The March contract dropped 8.1% on Monday, finishing at $3.15 per mmBtu as weather models shifted warmer through Feb. 23. Forecasts downgraded Heating Degree Days, cutting expectations for heating demand. So far in February, Lower 48 gas production has averaged 106.99 billion cubic feet per day (bcfd), with feedgas deliveries to U.S. LNG export plants rising to 18.3 bcfd—close to recent peaks—according to LSEG data. “The strong gas price advance … was obviously reversed,” Ritterbusch and Associates said. A Reuters poll flagged a 249 billion cubic feet (bcf) storage draw for the week ending Feb. 6. BOE Report

Williams is now projecting 2026 adjusted earnings between $2.20 and $2.38 a share, which tops the LSEG analyst consensus of $2.28. The company is also bumping its 2026 dividend by 5%, setting it at $2.10 per share. RBC Capital Markets’ Elvira Scotto called Williams “among the best positioned” to capture upside from growing gas and power demand, citing its Transco network and additional power-focused expansions. Reuters

Shares of Williams climbed 3.8% to $70.41 during regular hours.

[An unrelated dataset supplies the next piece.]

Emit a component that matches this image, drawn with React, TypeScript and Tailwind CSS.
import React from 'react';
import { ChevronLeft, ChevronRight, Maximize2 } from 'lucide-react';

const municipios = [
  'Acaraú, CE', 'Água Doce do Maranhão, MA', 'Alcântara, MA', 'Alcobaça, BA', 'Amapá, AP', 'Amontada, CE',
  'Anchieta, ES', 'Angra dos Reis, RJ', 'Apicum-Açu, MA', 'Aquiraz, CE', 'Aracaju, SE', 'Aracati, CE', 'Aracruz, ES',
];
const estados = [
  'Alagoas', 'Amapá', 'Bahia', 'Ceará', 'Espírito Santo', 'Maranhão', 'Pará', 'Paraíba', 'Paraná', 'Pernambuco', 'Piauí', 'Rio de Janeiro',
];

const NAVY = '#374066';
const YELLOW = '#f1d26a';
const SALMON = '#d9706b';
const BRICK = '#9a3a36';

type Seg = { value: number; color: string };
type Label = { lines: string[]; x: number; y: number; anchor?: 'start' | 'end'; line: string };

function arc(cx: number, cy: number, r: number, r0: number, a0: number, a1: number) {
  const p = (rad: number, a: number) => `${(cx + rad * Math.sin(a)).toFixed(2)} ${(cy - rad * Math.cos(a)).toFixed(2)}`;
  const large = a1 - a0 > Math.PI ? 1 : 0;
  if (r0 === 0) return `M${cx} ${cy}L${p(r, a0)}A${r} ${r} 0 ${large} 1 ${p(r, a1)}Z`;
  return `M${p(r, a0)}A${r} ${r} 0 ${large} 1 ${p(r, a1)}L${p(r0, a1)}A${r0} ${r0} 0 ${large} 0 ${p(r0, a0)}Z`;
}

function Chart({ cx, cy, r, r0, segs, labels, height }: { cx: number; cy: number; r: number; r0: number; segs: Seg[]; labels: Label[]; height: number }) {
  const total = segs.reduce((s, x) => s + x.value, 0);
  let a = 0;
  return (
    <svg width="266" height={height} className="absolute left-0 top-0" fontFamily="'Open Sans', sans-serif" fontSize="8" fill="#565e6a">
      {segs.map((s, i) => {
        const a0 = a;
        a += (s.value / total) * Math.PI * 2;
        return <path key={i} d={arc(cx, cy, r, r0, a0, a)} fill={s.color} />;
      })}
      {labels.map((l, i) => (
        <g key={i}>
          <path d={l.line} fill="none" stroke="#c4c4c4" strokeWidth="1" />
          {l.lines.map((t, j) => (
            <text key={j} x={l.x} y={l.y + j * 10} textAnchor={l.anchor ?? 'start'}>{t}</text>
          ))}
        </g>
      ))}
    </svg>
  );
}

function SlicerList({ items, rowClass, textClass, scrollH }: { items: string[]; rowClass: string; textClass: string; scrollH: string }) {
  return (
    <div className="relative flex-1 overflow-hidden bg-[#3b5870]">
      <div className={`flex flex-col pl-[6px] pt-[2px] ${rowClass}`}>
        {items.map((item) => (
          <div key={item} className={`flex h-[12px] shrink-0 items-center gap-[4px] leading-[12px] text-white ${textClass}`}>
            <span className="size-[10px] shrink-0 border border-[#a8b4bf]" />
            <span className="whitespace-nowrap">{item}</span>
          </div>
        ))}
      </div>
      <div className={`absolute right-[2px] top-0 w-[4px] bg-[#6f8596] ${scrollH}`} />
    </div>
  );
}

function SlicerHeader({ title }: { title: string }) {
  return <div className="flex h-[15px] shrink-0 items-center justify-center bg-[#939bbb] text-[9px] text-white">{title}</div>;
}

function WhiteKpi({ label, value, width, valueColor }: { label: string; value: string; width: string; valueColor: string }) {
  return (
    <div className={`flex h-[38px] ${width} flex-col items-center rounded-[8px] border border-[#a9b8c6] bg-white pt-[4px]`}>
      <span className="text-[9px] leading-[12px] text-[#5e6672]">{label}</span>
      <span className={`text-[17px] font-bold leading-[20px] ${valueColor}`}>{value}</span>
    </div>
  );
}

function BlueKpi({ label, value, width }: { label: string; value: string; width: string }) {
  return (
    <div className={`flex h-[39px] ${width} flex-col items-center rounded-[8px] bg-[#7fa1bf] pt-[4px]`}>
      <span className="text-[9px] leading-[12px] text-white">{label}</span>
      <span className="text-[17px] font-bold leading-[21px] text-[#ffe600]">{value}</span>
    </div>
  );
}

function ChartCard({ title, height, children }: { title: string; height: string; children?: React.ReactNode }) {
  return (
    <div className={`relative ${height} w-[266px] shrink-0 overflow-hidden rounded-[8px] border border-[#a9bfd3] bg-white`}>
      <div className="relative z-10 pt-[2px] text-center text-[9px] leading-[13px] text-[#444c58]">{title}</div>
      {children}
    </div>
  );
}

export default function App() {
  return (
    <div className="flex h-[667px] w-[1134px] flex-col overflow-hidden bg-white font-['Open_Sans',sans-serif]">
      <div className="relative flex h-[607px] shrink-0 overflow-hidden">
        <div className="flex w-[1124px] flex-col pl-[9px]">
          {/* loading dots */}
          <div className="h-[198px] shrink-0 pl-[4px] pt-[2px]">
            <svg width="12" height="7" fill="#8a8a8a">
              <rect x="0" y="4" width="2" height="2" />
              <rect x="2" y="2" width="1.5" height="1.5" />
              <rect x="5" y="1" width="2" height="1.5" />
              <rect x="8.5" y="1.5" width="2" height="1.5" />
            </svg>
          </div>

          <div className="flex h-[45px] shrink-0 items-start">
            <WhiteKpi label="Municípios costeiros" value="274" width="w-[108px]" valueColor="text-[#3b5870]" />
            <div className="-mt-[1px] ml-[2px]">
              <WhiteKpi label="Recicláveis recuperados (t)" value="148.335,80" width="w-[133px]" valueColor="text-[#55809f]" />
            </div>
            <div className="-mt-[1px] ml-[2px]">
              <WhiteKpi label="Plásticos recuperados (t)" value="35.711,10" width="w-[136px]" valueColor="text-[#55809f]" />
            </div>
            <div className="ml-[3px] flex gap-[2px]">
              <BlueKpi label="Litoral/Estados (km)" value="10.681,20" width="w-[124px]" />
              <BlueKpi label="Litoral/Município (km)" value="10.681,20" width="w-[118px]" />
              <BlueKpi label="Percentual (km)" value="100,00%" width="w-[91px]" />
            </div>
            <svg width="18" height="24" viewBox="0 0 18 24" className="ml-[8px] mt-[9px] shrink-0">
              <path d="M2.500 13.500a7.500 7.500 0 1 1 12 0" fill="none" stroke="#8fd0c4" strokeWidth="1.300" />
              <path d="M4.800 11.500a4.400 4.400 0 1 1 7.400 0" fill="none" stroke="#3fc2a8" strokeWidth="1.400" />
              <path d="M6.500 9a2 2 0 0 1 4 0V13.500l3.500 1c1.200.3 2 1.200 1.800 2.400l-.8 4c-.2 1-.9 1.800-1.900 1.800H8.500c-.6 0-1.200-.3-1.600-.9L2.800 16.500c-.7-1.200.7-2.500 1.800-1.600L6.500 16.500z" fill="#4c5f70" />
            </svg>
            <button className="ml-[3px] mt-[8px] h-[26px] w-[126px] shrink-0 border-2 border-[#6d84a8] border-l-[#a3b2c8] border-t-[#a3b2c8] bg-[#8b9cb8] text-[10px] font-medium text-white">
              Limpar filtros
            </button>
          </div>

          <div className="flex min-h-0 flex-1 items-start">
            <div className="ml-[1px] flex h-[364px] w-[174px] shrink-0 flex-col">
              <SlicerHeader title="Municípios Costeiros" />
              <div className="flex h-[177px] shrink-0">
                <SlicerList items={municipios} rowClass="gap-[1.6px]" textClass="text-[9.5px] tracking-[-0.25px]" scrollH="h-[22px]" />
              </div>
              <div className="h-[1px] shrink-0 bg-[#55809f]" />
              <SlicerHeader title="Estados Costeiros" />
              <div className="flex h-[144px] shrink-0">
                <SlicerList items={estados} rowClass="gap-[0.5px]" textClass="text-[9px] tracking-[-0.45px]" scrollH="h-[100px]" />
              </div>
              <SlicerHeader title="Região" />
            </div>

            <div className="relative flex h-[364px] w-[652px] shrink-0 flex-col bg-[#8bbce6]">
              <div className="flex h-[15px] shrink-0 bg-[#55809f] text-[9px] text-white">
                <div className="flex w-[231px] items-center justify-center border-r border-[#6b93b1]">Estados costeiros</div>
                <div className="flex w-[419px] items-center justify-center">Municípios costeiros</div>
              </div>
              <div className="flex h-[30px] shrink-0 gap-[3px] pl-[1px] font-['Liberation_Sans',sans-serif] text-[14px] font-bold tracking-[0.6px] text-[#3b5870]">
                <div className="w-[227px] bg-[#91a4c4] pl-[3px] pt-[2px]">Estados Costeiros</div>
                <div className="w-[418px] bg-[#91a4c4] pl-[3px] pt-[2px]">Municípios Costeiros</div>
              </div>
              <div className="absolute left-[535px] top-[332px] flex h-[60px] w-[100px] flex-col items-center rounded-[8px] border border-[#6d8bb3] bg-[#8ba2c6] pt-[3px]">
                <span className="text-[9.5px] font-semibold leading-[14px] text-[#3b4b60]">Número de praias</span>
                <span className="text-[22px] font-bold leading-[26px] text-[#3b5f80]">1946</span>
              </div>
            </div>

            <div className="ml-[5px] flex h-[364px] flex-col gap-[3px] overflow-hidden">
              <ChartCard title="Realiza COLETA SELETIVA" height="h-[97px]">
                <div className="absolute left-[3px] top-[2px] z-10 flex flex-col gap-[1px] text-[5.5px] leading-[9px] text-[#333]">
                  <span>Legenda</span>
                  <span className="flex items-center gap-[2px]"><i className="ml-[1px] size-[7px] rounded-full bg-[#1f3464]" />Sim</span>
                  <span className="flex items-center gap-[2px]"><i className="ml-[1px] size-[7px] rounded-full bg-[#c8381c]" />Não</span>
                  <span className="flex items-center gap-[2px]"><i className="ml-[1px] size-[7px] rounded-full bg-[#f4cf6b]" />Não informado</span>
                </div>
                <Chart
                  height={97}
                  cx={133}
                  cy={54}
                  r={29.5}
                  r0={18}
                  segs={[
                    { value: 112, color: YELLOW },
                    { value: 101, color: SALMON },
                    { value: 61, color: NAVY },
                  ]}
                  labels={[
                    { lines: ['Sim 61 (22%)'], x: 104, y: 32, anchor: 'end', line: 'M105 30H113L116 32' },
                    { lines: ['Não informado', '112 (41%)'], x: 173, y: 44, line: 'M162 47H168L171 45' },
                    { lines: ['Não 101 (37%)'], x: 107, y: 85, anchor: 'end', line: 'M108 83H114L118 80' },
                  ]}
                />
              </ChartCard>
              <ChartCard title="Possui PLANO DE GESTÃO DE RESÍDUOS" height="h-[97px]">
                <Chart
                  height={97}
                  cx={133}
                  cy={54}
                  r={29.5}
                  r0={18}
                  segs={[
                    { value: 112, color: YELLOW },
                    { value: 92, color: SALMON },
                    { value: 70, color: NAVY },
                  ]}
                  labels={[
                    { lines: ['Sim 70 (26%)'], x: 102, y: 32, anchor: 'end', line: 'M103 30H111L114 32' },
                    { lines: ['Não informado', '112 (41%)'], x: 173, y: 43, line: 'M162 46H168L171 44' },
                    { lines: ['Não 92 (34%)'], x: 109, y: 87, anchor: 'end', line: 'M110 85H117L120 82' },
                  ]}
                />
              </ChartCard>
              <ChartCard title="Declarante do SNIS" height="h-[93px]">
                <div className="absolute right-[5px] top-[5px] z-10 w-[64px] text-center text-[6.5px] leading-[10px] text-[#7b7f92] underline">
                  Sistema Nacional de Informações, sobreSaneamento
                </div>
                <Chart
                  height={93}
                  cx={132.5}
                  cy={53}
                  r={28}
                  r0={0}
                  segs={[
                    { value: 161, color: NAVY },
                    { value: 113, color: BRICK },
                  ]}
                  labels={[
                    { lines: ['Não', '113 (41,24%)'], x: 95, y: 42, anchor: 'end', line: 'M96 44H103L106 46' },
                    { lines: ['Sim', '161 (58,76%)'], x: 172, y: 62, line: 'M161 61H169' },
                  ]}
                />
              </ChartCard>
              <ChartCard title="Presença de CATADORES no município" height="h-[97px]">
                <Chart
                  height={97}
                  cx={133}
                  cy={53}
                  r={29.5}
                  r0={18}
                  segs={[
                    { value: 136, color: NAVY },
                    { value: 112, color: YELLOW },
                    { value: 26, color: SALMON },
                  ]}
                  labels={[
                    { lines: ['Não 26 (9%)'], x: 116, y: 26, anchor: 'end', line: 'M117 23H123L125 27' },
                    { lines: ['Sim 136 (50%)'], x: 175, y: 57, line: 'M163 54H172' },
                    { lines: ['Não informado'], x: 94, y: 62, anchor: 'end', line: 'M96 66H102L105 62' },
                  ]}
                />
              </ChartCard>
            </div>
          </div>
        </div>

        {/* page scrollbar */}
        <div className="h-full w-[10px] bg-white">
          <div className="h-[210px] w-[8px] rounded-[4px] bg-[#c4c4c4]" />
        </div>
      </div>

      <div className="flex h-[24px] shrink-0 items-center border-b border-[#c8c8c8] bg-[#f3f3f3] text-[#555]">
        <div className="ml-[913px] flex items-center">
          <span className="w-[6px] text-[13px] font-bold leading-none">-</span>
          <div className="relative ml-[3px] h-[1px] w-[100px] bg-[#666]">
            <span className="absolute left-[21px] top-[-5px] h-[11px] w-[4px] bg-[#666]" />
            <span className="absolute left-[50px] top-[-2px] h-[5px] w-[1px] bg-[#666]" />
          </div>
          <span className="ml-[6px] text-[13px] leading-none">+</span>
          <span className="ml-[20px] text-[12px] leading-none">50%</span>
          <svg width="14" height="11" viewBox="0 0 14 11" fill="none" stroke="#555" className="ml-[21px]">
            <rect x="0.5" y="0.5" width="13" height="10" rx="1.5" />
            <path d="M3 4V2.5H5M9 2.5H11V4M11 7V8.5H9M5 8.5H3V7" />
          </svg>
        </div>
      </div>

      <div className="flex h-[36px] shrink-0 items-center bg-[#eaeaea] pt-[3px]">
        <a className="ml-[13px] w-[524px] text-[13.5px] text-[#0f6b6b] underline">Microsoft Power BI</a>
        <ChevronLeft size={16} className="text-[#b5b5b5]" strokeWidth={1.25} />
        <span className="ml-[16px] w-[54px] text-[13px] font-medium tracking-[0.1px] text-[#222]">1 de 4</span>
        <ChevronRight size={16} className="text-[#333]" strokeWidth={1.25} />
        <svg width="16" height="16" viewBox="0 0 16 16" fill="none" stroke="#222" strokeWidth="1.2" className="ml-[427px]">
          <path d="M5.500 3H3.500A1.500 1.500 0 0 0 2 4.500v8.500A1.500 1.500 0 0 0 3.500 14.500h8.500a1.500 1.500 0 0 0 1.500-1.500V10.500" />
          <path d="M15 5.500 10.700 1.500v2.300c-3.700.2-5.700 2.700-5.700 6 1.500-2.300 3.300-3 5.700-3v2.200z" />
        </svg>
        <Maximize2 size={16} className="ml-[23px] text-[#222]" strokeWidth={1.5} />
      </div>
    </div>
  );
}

Kinder Morgan edged up roughly 0.8%, with Cheniere Energy, a major LNG exporter, also tacking on 0.8%. Gas producer EQT, on the other hand, lost about 0.9%. The United States Natural Gas Fund ETF, which tracks natural gas futures, climbed about 0.9%.

Still, traders are glued to fresh forecasts. A snap of cold, unexpected freeze-offs cutting production, or trouble at a big LNG facility could flip the balance in a hurry. On the flip side, if output doesn’t budge and mild weather stretches late into February, that risk tilts the other way.

Looking ahead to Thursday, Feb. 12: the U.S. Energy Information Administration releases its weekly storage numbers, and new mid-to-late February weather model runs drop. Gas infrastructure investors are also tracking project backlogs to see if they finally deliver more consistent volume growth, especially with prices on shaky ground.